Important: Each tag + value results in a separate time series. For distributions, this
is further complicated as a time series is created for each bucket plus one for measurements
exceeding the limit of the last bucket - +Inf
.
It is recommended, but not required, to abide by Prometheus' best practices regarding labels - Label Best Practices
Included Metrics
Several metrics are exported by default to monitor scrape metrics.
The metric names are:
"prometheus_metrics_scrape_duration_seconds"
"prometheus_metrics_aggregation_duration_seconds"
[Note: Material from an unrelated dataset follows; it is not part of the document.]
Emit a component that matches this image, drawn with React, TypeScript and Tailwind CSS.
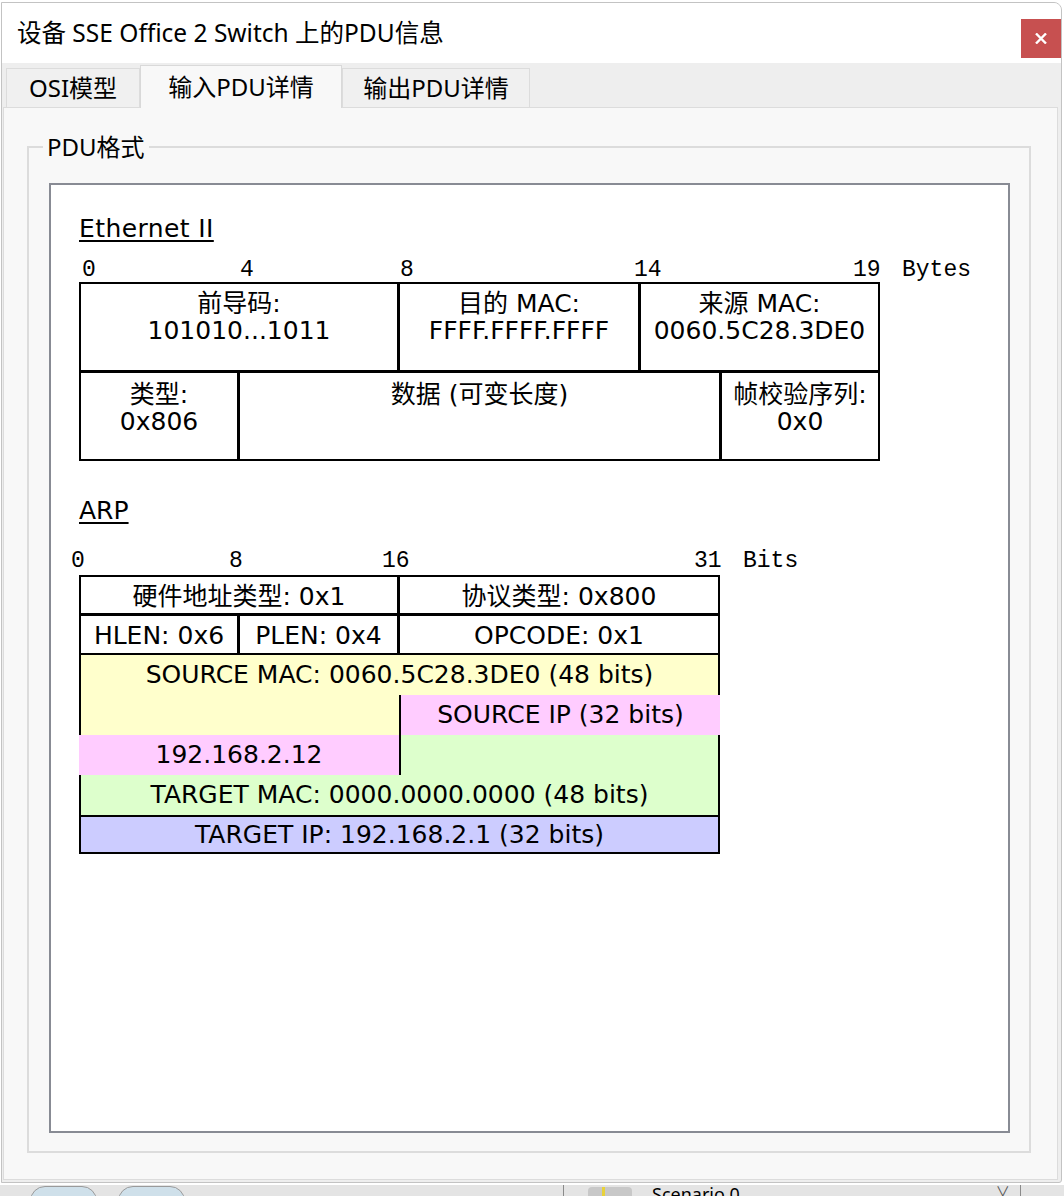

Optionally, you can monitor internal :ets
table usage by setting monitor_reporter: true
in your init
options.
The metric names for this setting are:
"prometheus_metrics_table_memory_bytes"
"prometheus_metrics_table_size_total"
Please report any abnormally large table usage. Histogram measurements are currently only aggregated at the time of the scrape. We can take a different approach if this proves to be an issue.